The following short fiction piece was written exclusively for a Legion Reading at Post 134 in Portland. The night celebrated the late Douglas Adams’ birthday, the theme being “space.”
Heat death. Meteorites. Black holes. Hawking Radiation. Entropy. We theorize unquantifiable, well, really, inconceivable claims for being locked on a rock. We believe what we read. Thanks to the Fall of Reptile World, our apish ancestors secured ruins. The wheel. Mass slaughters in the names of gods. We ruled the planet. Kind of.
But, seriously: heat death. Meteorites. It’s all I can do not tearing my hair out—write it out, write it out.
Mom said, set the alarm. Don’t flip the light switch if your hands are wet. Close the blinds, people can see in. Lock the door if you’re stepping out. “Mom, I’m checking the mail.” Bring the flashlight. “Mom, it’s across the street.”
Our sun will eat us alive someday. And mom calls if I’m ten minutes late. Nature or nurture, Hypochondria feels genetic.
“On Earth,” Douglas Adams wrote, “it is never possible to be farther than sixteen thousand miles from your birthplace.” I am 615 miles from mine.
The world is not ending this moment. I don’t think it is. No? Still hasn’t ended. And these 615 miles feel farthest when I’m afraid. Which is often. Not afraid of the world ending but mine ending. I’m an ex-Catholic who doesn’t put much stock in a big man running things, and the Afterlife makes little sense to the little shaking scientist in me, and I’ve decided I very much enjoy living.
I have a migraine. Mom guesses, tumor. An uncle had an aneurysm.
My boss says, quit the chatter, keep your nose clean, do your job, focus, and other things against my nature. Yes, he touches grease, handles ink, and races through our warehouse, and his white button-up shirts never get dirty. His ties are pristine as the day he purchased them. As the day they were sewn.

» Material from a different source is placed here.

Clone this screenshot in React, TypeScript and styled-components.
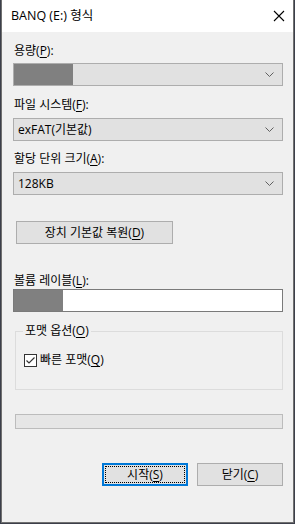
import React from 'react';
import styled, { createGlobalStyle } from 'styled-components';

const GlobalStyle = createGlobalStyle`
  html, body {
    margin: 0;
    padding: 0;
    background: #3c3f4a;
  }
  body {
    font-family: "Open Sans", "Noto Sans CJK KR", sans-serif;
    font-size: 12px;
    color: #000;
  }
`;

const Screen = styled.div`
  width: 295px;
  height: 524px;
  padding-left: 1px;
  box-sizing: border-box;
`;

const Window = styled.div`
  width: 293px;
  height: 523px;
  box-sizing: border-box;
  border: 1px solid #707070;
  border-top: none;
  background: #f0f0f0;
  display: flex;
  flex-direction: column;
`;

const TitleBar = styled.div`
  height: 31px;
  flex: none;
  background: #fff;
  display: flex;
  align-items: center;
  justify-content: space-between;
  padding: 0 8px 1px 9px;
`;

const Title = styled.span`
  font-size: 12.5px;
  line-height: 16px;
`;

const Body = styled.div`
  flex: 1;
  display: flex;
  flex-direction: column;
  padding: 0 10px 0 11px;
`;

const Label = styled.div<{ $top: number }>`
  margin-top: ${p => p.$top}px;
  padding-left: 1px;
  line-height: 16px;
  height: 16px;
`;

const Key = styled.span`
  text-decoration: underline;
  text-underline-offset: 2px;
`;

const Combo = styled.div<{ $top: number }>`
  margin-top: ${p => p.$top}px;
  height: 23px;
  box-sizing: border-box;
  border: 1px solid #adadad;
  background: #e1e1e1;
  display: flex;
  align-items: center;
  padding: 0 8px 0 4px;
  position: relative;
`;

const ComboText = styled.span`
  flex: 1;
  line-height: 16px;
`;

const Redacted = styled.div<{ $w: number }>`
  position: absolute;
  left: 0;
  top: 0;
  bottom: 0;
  width: ${p => p.$w}px;
  background: #808080;
`;

const TextBox = styled.div<{ $top: number }>`
  margin-top: ${p => p.$top}px;
  height: 23px;
  box-sizing: border-box;
  border: 1px solid #7a7a7a;
  background: #fff;
  position: relative;
`;

const PushButton = styled.button<{ $w: number; $focus?: boolean }>`
  width: ${p => p.$w}px;
  height: 23px;
  box-sizing: border-box;
  border: ${p => (p.$focus ? '2px solid #0078d7' : '1px solid #adadad')};
  background: #e1e1e1;
  font: inherit;
  color: #000;
  padding: 0;
  display: flex;
  align-items: center;
  justify-content: center;
  position: relative;
  line-height: 16px;
  &::after {
    content: '';
    display: ${p => (p.$focus ? 'block' : 'none')};
    position: absolute;
    inset: 1px;
    border: 1px dotted #000;
  }
`;

const RestoreRow = styled.div`
  margin-top: 26px;
  padding-left: 3px;
`;

const GroupBox = styled.fieldset`
  margin: 11px 0 0 2px;
  padding: 13px 0 0 8px;
  height: 67px;
  box-sizing: border-box;
  border: 1px solid #dcdcdc;
  min-width: 0;
`;

const Legend = styled.legend`
  padding: 0 2px;
  margin-left: -1px;
  line-height: 16px;
`;

const CheckRow = styled.label`
  display: flex;
  align-items: center;
  gap: 3px;
  line-height: 16px;
`;

const CheckBox = styled.span`
  width: 13px;
  height: 13px;
  box-sizing: border-box;
  border: 1px solid #333;
  background: #fff;
  display: flex;
  align-items: center;
  justify-content: center;
`;

const Progress = styled.div`
  margin: 24px 0 0 2px;
  height: 15px;
  box-sizing: border-box;
  border: 1px solid #bcbcbc;
  background: #e6e6e6;
`;

const Actions = styled.div`
  margin-top: 34px;
  display: flex;
  justify-content: flex-end;
  gap: 9px;
`;

const Chevron = () => (
  <svg width="9" height="5" viewBox="0 0 9 5">
    <path d="M0.5 0.5 L4.5 4.5 L8.5 0.5" fill="none" stroke="#606060" strokeWidth="1" />
  </svg>
);

const CloseIcon = () => (
  <svg width="12" height="12" viewBox="0 0 12 12">
    <path d="M1 1 L11 11 M11 1 L1 11" stroke="#000" strokeWidth="1.1" />
  </svg>
);

const CheckMark = () => (
  <svg width="11" height="11" viewBox="0 0 11 11">
    <path d="M1.5 5.5 L4 8 L9.5 2.5" fill="none" stroke="#333" strokeWidth="1.2" />
  </svg>
);

const App = () => {
  return (
    <>
      <GlobalStyle />
      <Screen>
        <Window>
          <TitleBar>
            <Title>BANQ (E:) 형식</Title>
            <CloseIcon />
          </TitleBar>
          <Body>
            <Label $top={11}>
              용량(<Key>P</Key>):
            </Label>
            <Combo $top={4}>
              <Redacted $w={59} />
              <ComboText />
              <Chevron />
            </Combo>

            <Label $top={11}>
              파일 시스템(<Key>F</Key>):
            </Label>
            <Combo $top={5}>
              <ComboText>exFAT(기본값)</ComboText>
              <Chevron />
            </Combo>

            <Label $top={10}>
              할당 단위 크기(<Key>A</Key>):
            </Label>
            <Combo $top={5}>
              <ComboText>128KB</ComboText>
              <Chevron />
            </Combo>

            <RestoreRow>
              <PushButton $w={157}>
                장치 기본값 복원(<Key>D</Key>)
              </PushButton>
            </RestoreRow>

            <Label $top={29}>
              볼륨 레이블(<Key>L</Key>):
            </Label>
            <TextBox $top={0}>
              <Redacted $w={49} />
            </TextBox>

            <GroupBox>
              <Legend>
                포맷 옵션(<Key>O</Key>)
              </Legend>
              <CheckRow>
                <CheckBox>
                  <CheckMark />
                </CheckBox>
                <span>
                  빠른 포맷(<Key>Q</Key>)
                </span>
              </CheckRow>
            </GroupBox>

            <Progress />

            <Actions>
              <PushButton $w={86} $focus>
                시작(<Key>S</Key>)
              </PushButton>
              <PushButton $w={86}>
                닫기(<Key>C</Key>)
              </PushButton>
            </Actions>
          </Body>
        </Window>
      </Screen>
    </>
  );
};

export default App;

I have people to hug and to cry with before the big smart people fail in detecting or stopping a meteorite aimed for extinction. We are fragile, and I’m sorry I can’t care about maximizing my work schedule, cutting out side-bar conversations, or building one-touch processes when our universe is currently expanding at an increasing rate, and the stars that once collided to form new life will be too far apart to react off one another. Their raw elements will float, freeze, unspent. I have to hold my mother while I still can. I have to be afraid while I’m still alive and aware. This is my nature. Can I defy nature?
Douglas Adams demolished planet Earth for a galactic highway. He described our “desperate fleeing panic,” how “there was nowhere to flee to.” He is not alive today. But if he could laugh about it, can’t I?
Take the time mom crushed the cat in the garage door. We heard the squeal. The vet said it was fat enough that the door sprung back.
Or when mom dug the hole to bury the cat years later, and her shovel lobbed off the eerily preserved head of my pet parakeet.
Or when the other cat jumped out from the hedges and made off with the bird head.
I guess if our universe can’t think or speak but can freeze or burn up all matter then I’m going to laugh at it until it takes me out. I’ll laugh until it hurts.